--- begin Supplied data ---

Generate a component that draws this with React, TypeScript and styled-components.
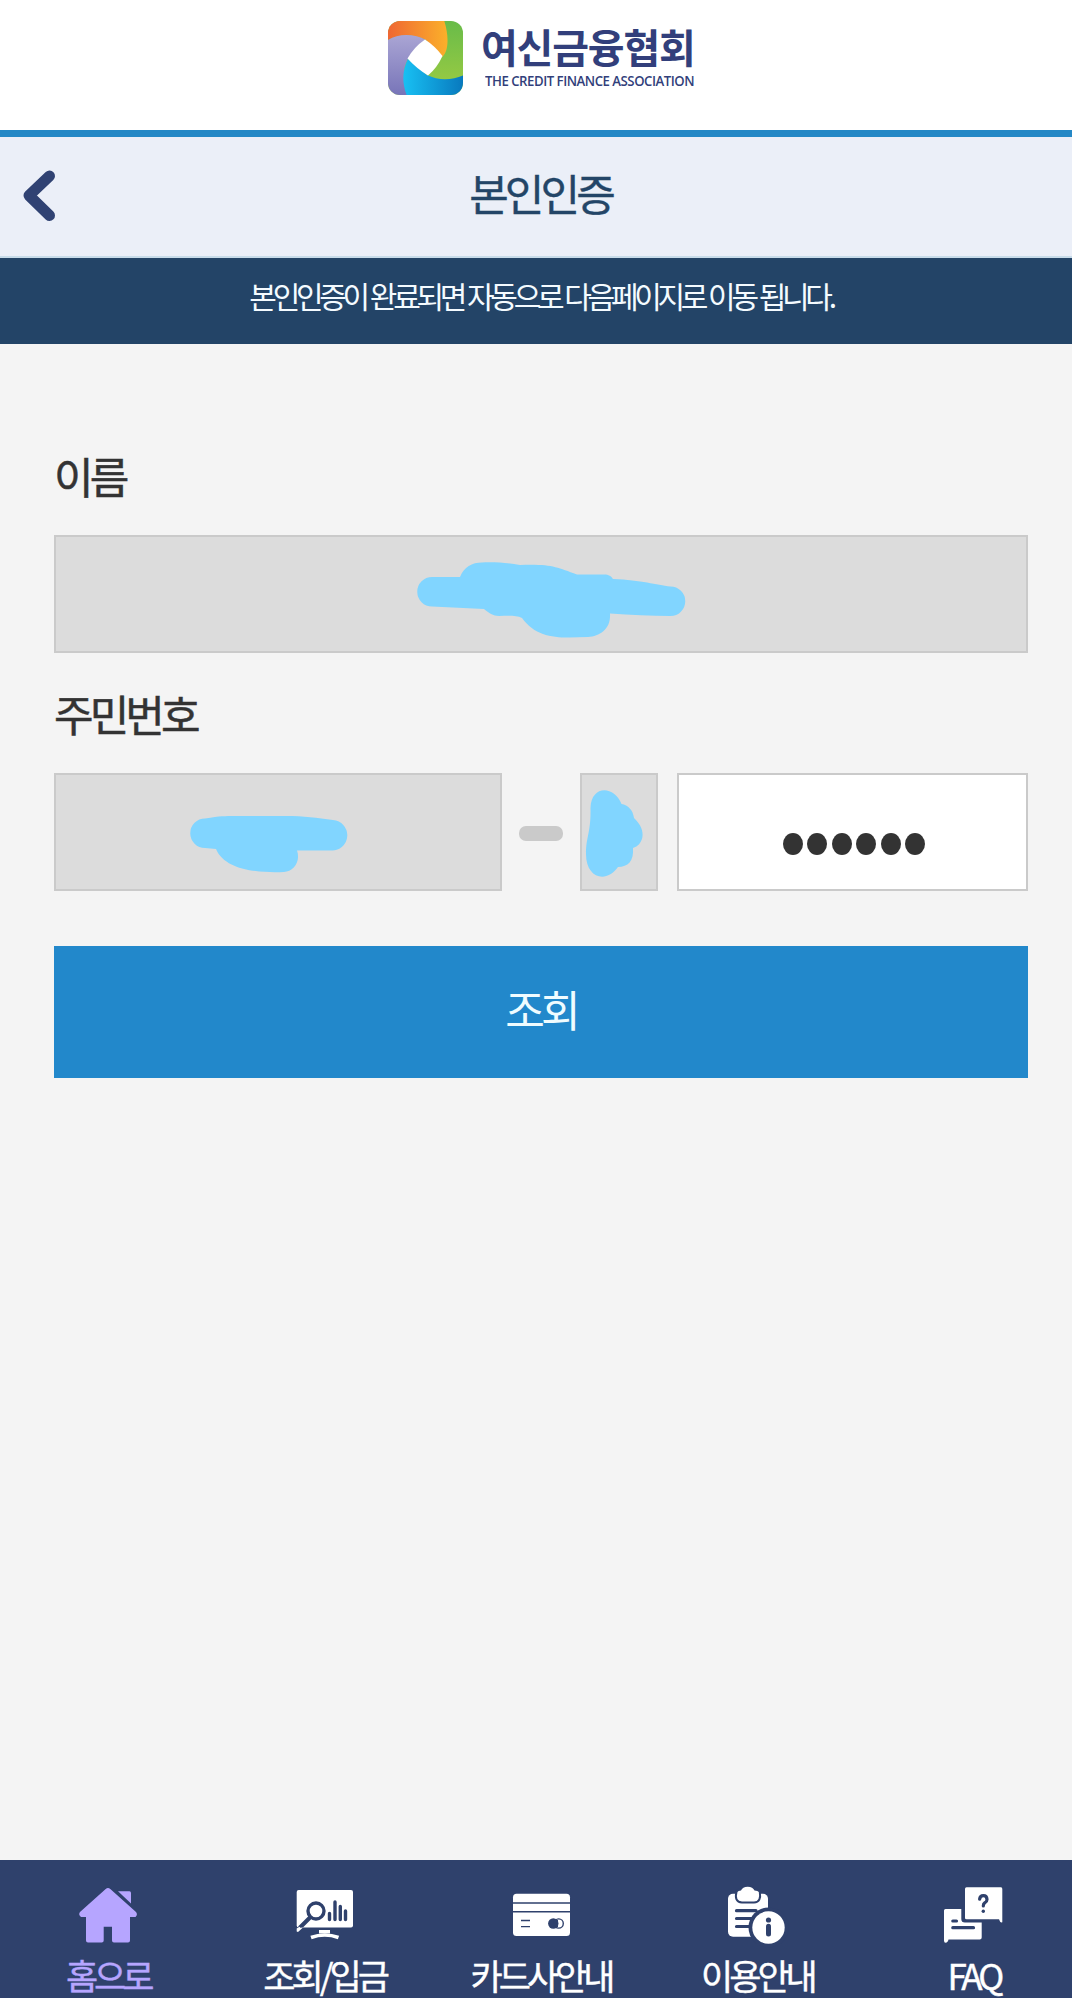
import React from "react";
import styled, { createGlobalStyle } from "styled-components";

const GlobalStyle = createGlobalStyle`
  * { box-sizing: border-box; }
  html, body { margin: 0; padding: 0; overflow: hidden; background: #f4f4f4; }
  body { font-family: "Noto Sans CJK KR", "Noto Sans", sans-serif; }
`;

const Viewport = styled.div`
  width: 1072px;
  height: 1998px;
  overflow: hidden;
`;

const Page = styled.div`
  width: 1082px;
  height: 1998px;
  display: flex;
  flex-direction: column;
  background: #f4f4f4;
`;

const BrandHeader = styled.header`
  flex: none;
  height: 137px;
  padding: 20px 0 0 388px;
  display: flex;
  align-items: flex-start;
  background: #fff;
  border-bottom: 7px solid #2488c6;
`;

const BrandText = styled.div`
  margin-left: 18px;
  display: flex;
  flex-direction: column;
  color: #323f7b;
  white-space: nowrap;
`;

const BrandName = styled.span`
  margin-left: -1px;
  padding-top: 2px;
  font-size: 40px;
  line-height: 49px;
  font-weight: 700;
  letter-spacing: -1.2px;
`;

const BrandSub = styled.span`
  margin-left: 3px;
  font-family: "Open Sans", "Noto Sans", sans-serif;
  font-size: 15px;
  line-height: 18px;
  font-weight: 600;
  letter-spacing: -0.55px;
  transform: scaleX(0.88);
  transform-origin: left;
`;

const TitleBar = styled.div`
  flex: none;
  height: 121px;
  display: grid;
  grid-template-columns: 80px 1fr 80px;
  align-items: center;
  background: #ebeff8;
  border-bottom: 2px solid #c8dcea;
`;

const BackButton = styled.button`
  width: 80px;
  height: 119px;
  padding: 0 0 2px;
  border: 0;
  background: none;
  display: flex;
  align-items: center;
`;

const Title = styled.h1`
  margin: 0;
  padding: 0 1px 9px 0;
  text-align: center;
  font-size: 43px;
  line-height: 60px;
  font-weight: 400;
  letter-spacing: -3.9px;
  color: #234567;
  -webkit-text-stroke: 0.4px #234567;
`;

const Notice = styled.p`
  flex: none;
  height: 86px;
  margin: 0;
  text-align: center;
  font-size: 30px;
  line-height: 75px;
  font-weight: 400;
  letter-spacing: -4.3px;
  word-spacing: 1.6px;
  color: #f4fbff;
  background: #234467;
`;

const Form = styled.main`
  flex: 1;
  display: flex;
  flex-direction: column;
  padding: 103px 54px 0;
`;

const Label = styled.label`
  height: 88px;
  font-size: 43px;
  line-height: 56px;
  font-weight: 400;
  letter-spacing: -3.9px;
  color: #333;
  -webkit-text-stroke: 0.5px #333;
`;

const Field = styled.div<{ $width?: number; $editable?: boolean }>`
  flex: none;
  width: ${(p) => (p.$width ? `${p.$width}px` : "100%")};
  height: 118px;
  border: 2px solid #cacaca;
  background: ${(p) => (p.$editable ? "#fff" : "#dcdcdc")};
  display: flex;
  align-items: center;
  justify-content: center;
`;

const Scribble = styled.svg`
  flex: none;
  display: block;
  width: 100%;
  height: 114px;
  fill: #81d5ff;
`;

const NumberLabel = styled(Label)`
  margin-top: 32px;
`;

const NumberRow = styled.div`
  display: flex;
  align-items: center;
`;

const Dash = styled.span`
  width: 44px;
  height: 15px;
  margin: 3px 17px 0;
  border-radius: 7px;
  background: #cacaca;
`;

const MaskedInput = styled(Field)`
  margin-left: 19px;
  gap: 4.4px;
  padding: 24px 0 0 3px;
`;

const Dot = styled.span`
  width: 20px;
  height: 22px;
  border-radius: 50%;
  background: #333;
`;

const Submit = styled.button`
  flex: none;
  height: 132px;
  margin-top: 55px;
  padding: 0 0 9px;
  border: 0;
  background: #2288cb;
  color: #f0fcff;
  font-family: inherit;
  font-size: 43px;
  line-height: 60px;
  font-weight: 400;
  letter-spacing: -3.9px;
`;

const TabBar = styled.nav`
  flex: none;
  height: 138px;
  display: grid;
  grid-template-columns: repeat(5, 1fr);
  background: #2f416c;
`;

const Tab = styled.a<{ $active?: boolean }>`
  display: flex;
  flex-direction: column;
  align-items: center;
  padding-top: 24px;
  color: ${(p) => (p.$active ? "#b6a5ff" : "#fff")};
`;

const TabIcon = styled.svg`
  flex: none;
  width: 60px;
  height: 60px;
  overflow: visible;
`;

const TabLabel = styled.span`
  margin-top: 8px;
  font-size: 35px;
  line-height: 46px;
  letter-spacing: -4px;
  white-space: nowrap;
  -webkit-text-stroke: 0.4px currentColor;
`;

const navy = "#2f416c";

const BrandMark = () => (
  <svg width="76" height="76" viewBox="0 0 76 76">
    <defs>
      <clipPath id="tile"><rect x="0" y="1" width="75" height="74" rx="12" /></clipPath>
      <linearGradient id="orange"><stop stopColor="#ef6733" /><stop offset="1" stopColor="#fbb02a" /></linearGradient>
      <linearGradient id="green" x2="0" y2="1"><stop stopColor="#68bb49" /><stop offset="1" stopColor="#a0cd42" /></linearGradient>
      <linearGradient id="blue"><stop stopColor="#18c0f3" /><stop offset="1" stopColor="#0878bd" /></linearGradient>
      <linearGradient id="violet" x2="0" y2="1"><stop stopColor="#aaa5d4" /><stop offset="1" stopColor="#7774b8" /></linearGradient>
    </defs>
    <g clipPath="url(#tile)">
      <rect width="76" height="76" fill="url(#green)" />
      <path d="M0 0H56C61 15 61 32 54 37L38 20C26 14 11 14 0 20Z" fill="url(#orange)" />
      <path d="M0 20C11 13 27 14 38 20L20 39C14 49 15 63 20 76H0Z" fill="url(#violet)" />
      <path d="M20 39L39 55C51 61 65 60 76 55V76H19C13 61 15 49 20 39Z" fill="url(#blue)" />
      <path d="M37 19.5Q47 26 54.500 36Q49 48 40 55.500Q28 48 19.500 38.500Q26 27 37 19.500Z" fill="#fff" />
    </g>
  </svg>
);

const HomeIcon = () => (
  <TabIcon viewBox="0 0 60 60" fill="currentColor">
    <path d="M27.7 5Q30 2.8 32.3 5L58 28Q60 30.8 57.5 33H52V56.5Q52 58.5 50 58.5H36Q34 58.5 34 56.5V42.7H25.7V56.5Q25.7 58.5 23.7 58.5H10Q8 58.5 8 56.5V33H3Q0 30.8 2 28Z" />
    <path d="M40 7.3H51.5Q53 7.3 53 9V19.5Z" />
  </TabIcon>
);

const SearchIcon = () => (
  <TabIcon viewBox="0 0 60 60" fill="none" strokeLinecap="round">
    <rect x="1.7" y="6" width="56.3" height="37.4" rx="2" fill="#fff" />
    <circle cx="21" cy="27" r="8" stroke={navy} strokeWidth="3.4" />
    <path d="M15 33.5L5 43.5" stroke={navy} strokeWidth="4" />
    <path d="M1.7 44.5L4.5 42.7L5.3 43.8L8 43.5L3 48L1.7 47.5Z" fill="#fff" />
    <path d="M34.5 29.5V35.5M40 18V35.5M45.3 22.5V35.5M50.5 27V35.5" stroke={navy} strokeWidth="3.4" />
    <path d="M24 46H35V49.5H24Z" fill="#fff" />
    <path d="M16 53.5Q29.7 48.5 43.500 53.5" stroke="#fff" strokeWidth="3.6" strokeLinecap="butt" />
  </TabIcon>
);

const CardIcon = () => (
  <TabIcon viewBox="0 0 60 60" fill="none" stroke={navy}>
    <rect x="2" y="9.7" width="57" height="42.3" rx="3.5" fill="#fff" stroke="none" />
    <path d="M2 19H59M2 27.7H59" strokeWidth="1.5" />
    <path d="M10 36.5H19M10 42.6H19" strokeWidth="1.4" />
    <circle cx="42.3" cy="39.5" r="5.2" fill={navy} stroke="none" />
    <circle cx="47.7" cy="39.5" r="4.6" strokeWidth="1.4" />
    <path d="M45 36V43" strokeWidth="4" />
  </TabIcon>
);

const GuideIcon = () => (
  <TabIcon viewBox="0 0 60 60" fill="#fff" strokeLinecap="round">
    <rect x="1" y="9.7" width="40" height="43" rx="5" />
    <path
      d="M10.5 8Q11 6.5 14 6.5Q15.5 2.7 20.7 2.7T27.5 6.5Q31 6.5 31.8 8Q33.5 17.5 27 17.5H15Q8 17 10.5 8Z"
      stroke={navy}
      strokeWidth="4"
      paintOrder="stroke"
    />
    <path d="M9.5 26.7H29M9.5 34.5H25M9.5 42.5H22" stroke={navy} strokeWidth="3.2" />
    <circle cx="41.5" cy="43.5" r="20" fill={navy} />
    <circle cx="41.5" cy="43.5" r="16.2" />
    <circle cx="41.5" cy="36" r="2.6" fill={navy} />
    <path d="M41.5 42.3V50" stroke={navy} strokeWidth="5" />
  </TabIcon>
);

const FaqIcon = () => (
  <TabIcon viewBox="0 0 60 60" fill="#fff" strokeLinecap="round">
    <path d="M1.5 25H17.3V35Q17.3 38.5 21 38.5H37.7V53.5Q37.7 55.5 35.7 55.5H4.5Q4 58.5 1.5 58.7Q0 58.7 0 56.5V26.5Q0 25 1.5 25Z" />
    <path d="M22.5 3.3H57Q58.3 3.3 58.3 5V38.3Q56 39 55 35.3H22.5Q21 35.3 21 34V5Q21 3.3 22.5 3.3Z" />
    <path d="M8.8 37H12.5M8.8 43.7H29.5" fill="none" stroke={navy} strokeWidth="3.2" />
    <path d="M35.6 15.2Q36 11.7 39.4 11.7T43 15.4Q43 17.5 40.7 18.9Q39.3 19.8 39.3 22" fill="none" stroke={navy} strokeWidth="3.2" />
    <circle cx="39.3" cy="27.2" r="1.7" fill={navy} />
  </TabIcon>
);

const tabs = [
  { label: "홈으로", Icon: HomeIcon, active: true },
  { label: "조회/입금", Icon: SearchIcon },
  { label: "카드사안내", Icon: CardIcon },
  { label: "이용안내", Icon: GuideIcon },
  { label: "FAQ", Icon: FaqIcon },
];

export default function App() {
  return (
    <Viewport>
      <GlobalStyle />
      <Page>
        <BrandHeader>
          <BrandMark />
          <BrandText>
            <BrandName>여신금융협회</BrandName>
            <BrandSub>THE CREDIT FINANCE ASSOCIATION</BrandSub>
          </BrandText>
        </BrandHeader>
        <TitleBar>
          <BackButton aria-label="뒤로">
            <svg width="80" height="60" viewBox="0 0 80 60" fill="none">
              <path d="M49.5 10L29 29.5L49.5 49.5" stroke="#304273" strokeWidth="11" strokeLinecap="round" strokeLinejoin="round" />
            </svg>
          </BackButton>
          <Title>본인인증</Title>
        </TitleBar>
        <Notice>본인인증이 완료되면 자동으로 다음페이지로 이동 됩니다.</Notice>
        <Form>
          <Label>이름</Label>
          <Field>
            <Scribble viewBox="0 0 970 114">
              <path d="M376 40H404C408 30 416 25.500 426 25.500C440 25 452 26 464 28C496 27 500 30 521 37.500H548C553 37.500 555 39 557 42C586 43 600 48 614.500 49.500A14.600 14.600 0 0 1 614.500 79C595 79 575 78 554 76.500C555 92 544 99 532 100C505 101 482 103 466 81C460 78 451 79 443 79C437 79 433 76 428 72L376 69.500A14.700 14.700 0 0 1 376 40Z" />
            </Scribble>
          </Field>
          <NumberLabel>주민번호</NumberLabel>
          <NumberRow>
            <Field $width={448}>
              <Scribble viewBox="0 0 444 114">
                <path d="M149 43.500C165 41 168 41 180 41H230C248 41 261 43 277 45A14.700 14.700 0 0 1 275 75.500H241C245 87 237 97 228 97C205 98 169 96 160 74L149 73A14.700 14.700 0 0 1 149 43.500Z" />
              </Scribble>
            </Field>
            <Dash />
            <Field $width={78}>
              <Scribble viewBox="0 0 74 114">
                <path d="M8.500 33C9 10 32 10 39.500 29C46 30 51 35 52 43C66 56 61 70 51 73C52 86 46 92 36 92C24 109 4 103 4 79C4 61 9 58 8.500 33Z" />
              </Scribble>
            </Field>
            <MaskedInput $width={351} $editable>
              {Array.from({ length: 6 }, (_, i) => (
                <Dot key={i} />
              ))}
            </MaskedInput>
          </NumberRow>
          <Submit>조회</Submit>
        </Form>
        <TabBar>
          {tabs.map(({ label, Icon, active }) => (
            <Tab key={label} $active={active}>
              <Icon />
              <TabLabel>{label}</TabLabel>
            </Tab>
          ))}
        </TabBar>
      </Page>
    </Viewport>
  );
}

--- end Supplied data ---

What you should do -
Only the count is needed: the number of lines in the data that include the word "components".

Full response -
2